Step #7: Don’t forget the steps before and after the customer journey
A lot of companies tend to forget the journey before a customer orders a product and after they receive it. During your customer workshop you should have uncovered their main buying intentions and how they decide to order your product.
In recent workshops, we uncovered some interesting insights that might be a crucial part of your customer journey:
- Customers hate ordering through email and want an online order platform
- Customers want integrations with their current online systems (CRM, ERP)
- Customers want an inventory management system
The same applies for the journey after you’ve delivered your product:
- Customers want to have easy access to technical documents about your product
- Customers want an easy way to re-order products
Bringing it home:
Normally your customer journey should look like this. Ladies and gentlemen, this is a powerful document. Creating this document made you:
- Think about your internal processes
- Collaborate and discuss certain processes with your team
- Realize you should capture data every step of the way
- Draw inspiration from what’s happening outside of your company walls
- Talk to your customer and experience their customer journey
What can you do with this document?
Hang it on your wall. In a place where a lot of people pass by. Make it a collaborative document. One that is open for discussion.

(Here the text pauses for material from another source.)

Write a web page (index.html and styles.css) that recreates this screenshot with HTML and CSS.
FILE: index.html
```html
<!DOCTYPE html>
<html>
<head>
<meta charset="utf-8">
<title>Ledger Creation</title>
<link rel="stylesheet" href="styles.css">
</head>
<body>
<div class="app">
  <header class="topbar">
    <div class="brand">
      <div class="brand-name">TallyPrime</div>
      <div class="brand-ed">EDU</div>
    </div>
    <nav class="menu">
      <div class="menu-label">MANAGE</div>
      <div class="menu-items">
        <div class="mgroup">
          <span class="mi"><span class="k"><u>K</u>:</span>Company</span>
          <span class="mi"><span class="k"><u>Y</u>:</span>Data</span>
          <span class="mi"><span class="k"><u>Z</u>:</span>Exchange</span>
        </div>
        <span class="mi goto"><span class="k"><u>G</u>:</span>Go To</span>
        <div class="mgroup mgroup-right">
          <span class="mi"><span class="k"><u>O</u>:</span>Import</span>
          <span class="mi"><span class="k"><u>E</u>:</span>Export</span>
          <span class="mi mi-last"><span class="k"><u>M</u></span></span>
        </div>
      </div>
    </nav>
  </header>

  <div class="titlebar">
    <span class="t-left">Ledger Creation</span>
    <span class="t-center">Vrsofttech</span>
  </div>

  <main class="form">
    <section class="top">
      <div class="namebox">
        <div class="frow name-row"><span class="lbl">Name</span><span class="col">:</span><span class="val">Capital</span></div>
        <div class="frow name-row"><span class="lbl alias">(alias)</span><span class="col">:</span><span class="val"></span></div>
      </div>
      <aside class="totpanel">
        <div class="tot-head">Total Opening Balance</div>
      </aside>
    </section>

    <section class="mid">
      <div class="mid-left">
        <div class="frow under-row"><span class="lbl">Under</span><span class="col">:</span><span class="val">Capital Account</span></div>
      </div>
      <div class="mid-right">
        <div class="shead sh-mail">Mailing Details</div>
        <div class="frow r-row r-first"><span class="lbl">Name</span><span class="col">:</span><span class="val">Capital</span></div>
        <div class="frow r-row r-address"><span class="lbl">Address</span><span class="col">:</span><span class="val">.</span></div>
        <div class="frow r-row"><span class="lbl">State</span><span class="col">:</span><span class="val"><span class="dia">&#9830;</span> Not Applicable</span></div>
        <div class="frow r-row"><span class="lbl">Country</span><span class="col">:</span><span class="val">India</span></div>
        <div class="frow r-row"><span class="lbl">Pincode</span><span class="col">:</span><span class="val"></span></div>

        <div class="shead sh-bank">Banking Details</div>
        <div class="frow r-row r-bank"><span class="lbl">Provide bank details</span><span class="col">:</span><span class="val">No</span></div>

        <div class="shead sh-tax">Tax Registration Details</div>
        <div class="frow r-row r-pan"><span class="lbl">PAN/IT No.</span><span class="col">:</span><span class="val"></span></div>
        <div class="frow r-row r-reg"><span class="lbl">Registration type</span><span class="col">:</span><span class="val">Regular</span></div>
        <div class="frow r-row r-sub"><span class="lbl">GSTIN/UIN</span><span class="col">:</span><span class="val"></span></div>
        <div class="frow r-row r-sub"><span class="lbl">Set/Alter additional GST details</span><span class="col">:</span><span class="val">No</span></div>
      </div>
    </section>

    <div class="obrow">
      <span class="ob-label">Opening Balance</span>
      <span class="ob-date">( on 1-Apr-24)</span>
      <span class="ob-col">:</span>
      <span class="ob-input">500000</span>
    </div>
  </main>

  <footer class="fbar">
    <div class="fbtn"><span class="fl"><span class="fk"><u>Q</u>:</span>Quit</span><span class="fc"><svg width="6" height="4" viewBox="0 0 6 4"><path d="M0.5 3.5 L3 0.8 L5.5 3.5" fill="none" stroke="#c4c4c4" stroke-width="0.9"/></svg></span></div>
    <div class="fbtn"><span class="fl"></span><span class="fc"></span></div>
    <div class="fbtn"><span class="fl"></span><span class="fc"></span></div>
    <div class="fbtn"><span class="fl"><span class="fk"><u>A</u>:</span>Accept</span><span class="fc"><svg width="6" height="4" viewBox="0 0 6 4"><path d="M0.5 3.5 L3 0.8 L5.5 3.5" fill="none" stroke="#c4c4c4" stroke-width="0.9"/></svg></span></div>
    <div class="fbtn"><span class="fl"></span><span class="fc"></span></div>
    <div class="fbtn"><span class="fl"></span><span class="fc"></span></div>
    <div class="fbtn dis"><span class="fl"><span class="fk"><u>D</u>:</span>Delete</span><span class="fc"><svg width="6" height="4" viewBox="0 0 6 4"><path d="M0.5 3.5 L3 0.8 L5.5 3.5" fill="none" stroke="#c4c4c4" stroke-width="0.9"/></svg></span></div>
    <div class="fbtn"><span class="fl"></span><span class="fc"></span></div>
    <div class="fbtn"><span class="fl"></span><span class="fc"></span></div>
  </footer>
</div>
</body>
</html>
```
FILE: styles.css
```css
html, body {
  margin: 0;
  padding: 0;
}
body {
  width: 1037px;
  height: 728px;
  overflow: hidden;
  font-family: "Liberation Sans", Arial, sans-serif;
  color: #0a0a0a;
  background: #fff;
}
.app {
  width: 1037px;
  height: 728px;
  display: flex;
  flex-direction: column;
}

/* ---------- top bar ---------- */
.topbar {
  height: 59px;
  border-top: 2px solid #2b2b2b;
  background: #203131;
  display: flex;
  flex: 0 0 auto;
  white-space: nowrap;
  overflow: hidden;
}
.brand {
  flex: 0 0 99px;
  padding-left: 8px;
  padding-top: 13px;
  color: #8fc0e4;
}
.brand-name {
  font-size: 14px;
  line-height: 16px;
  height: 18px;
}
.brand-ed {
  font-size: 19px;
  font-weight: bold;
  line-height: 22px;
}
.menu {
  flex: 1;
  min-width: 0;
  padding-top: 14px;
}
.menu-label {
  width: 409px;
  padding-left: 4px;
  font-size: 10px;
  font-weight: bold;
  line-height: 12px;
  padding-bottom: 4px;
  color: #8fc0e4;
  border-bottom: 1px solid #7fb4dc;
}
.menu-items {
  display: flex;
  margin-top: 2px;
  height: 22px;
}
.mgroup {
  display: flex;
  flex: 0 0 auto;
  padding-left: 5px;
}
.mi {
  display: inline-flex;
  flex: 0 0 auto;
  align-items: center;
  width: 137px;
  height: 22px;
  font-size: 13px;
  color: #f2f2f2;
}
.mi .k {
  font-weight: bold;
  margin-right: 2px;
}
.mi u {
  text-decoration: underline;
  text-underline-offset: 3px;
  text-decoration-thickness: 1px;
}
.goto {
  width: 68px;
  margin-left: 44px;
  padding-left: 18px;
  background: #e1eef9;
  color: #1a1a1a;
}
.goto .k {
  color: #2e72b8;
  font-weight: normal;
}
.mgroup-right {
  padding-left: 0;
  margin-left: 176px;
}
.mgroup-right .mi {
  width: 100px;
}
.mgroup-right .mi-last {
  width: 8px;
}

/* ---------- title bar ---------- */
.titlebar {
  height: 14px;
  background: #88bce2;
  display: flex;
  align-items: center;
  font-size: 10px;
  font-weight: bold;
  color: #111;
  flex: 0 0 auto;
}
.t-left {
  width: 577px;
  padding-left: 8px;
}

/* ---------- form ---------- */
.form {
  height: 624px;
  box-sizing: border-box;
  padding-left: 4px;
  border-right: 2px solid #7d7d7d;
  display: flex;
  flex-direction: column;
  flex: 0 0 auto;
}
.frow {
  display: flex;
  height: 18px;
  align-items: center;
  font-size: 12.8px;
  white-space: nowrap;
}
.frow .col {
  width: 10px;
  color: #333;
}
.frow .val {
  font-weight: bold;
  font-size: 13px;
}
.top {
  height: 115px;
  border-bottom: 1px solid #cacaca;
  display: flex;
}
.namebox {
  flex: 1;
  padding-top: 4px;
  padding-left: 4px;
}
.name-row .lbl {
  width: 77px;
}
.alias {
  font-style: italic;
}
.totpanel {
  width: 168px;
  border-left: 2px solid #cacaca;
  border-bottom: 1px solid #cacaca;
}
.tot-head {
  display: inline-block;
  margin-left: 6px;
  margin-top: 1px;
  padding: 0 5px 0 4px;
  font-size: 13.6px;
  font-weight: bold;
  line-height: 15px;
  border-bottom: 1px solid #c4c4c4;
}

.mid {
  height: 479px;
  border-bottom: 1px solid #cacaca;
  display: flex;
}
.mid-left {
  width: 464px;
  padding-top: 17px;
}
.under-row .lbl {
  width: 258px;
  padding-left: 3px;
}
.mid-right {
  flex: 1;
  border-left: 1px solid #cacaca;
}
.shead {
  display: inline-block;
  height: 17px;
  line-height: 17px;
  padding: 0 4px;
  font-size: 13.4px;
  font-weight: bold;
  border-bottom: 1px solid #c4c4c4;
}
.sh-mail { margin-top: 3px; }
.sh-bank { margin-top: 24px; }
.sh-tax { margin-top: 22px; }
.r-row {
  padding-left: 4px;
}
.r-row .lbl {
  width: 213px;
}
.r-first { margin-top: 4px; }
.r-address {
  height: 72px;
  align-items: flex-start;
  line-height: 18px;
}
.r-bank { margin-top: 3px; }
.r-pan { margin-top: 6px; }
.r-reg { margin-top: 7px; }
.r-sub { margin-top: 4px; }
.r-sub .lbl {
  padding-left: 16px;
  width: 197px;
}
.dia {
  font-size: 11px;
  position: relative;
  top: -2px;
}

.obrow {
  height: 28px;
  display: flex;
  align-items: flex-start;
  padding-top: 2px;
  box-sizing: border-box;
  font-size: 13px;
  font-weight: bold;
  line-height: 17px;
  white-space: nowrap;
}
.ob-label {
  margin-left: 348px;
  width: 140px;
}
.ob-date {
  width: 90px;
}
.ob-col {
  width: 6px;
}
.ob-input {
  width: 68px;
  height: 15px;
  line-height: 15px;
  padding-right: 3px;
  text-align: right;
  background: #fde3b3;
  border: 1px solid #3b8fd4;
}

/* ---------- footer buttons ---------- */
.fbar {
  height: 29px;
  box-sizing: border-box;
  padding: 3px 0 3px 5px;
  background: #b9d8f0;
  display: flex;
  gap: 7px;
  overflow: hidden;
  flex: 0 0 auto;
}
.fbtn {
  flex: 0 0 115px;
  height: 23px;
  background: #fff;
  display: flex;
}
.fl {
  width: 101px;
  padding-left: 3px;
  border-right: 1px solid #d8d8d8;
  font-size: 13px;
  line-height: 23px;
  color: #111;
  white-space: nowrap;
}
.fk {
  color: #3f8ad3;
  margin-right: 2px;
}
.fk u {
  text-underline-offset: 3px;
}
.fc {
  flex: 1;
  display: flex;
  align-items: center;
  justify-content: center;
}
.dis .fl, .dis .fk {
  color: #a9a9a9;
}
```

Apart from that, you could do the following:
- Create a roadmap using the following structure:
- Immediate to do’s
- To explore
- The future
- Assign the immediate to do’s to the right people and guard their progress
- Set up teams/squads and free up the budget to explore ideas that have been identified as opportunities.
It’s important to realise that this is a living document. You’re never done optimising, innovating, or even radically changing your business.
If you’re piloting your MVP with real customers, make sure your customer journey is carefully crafted.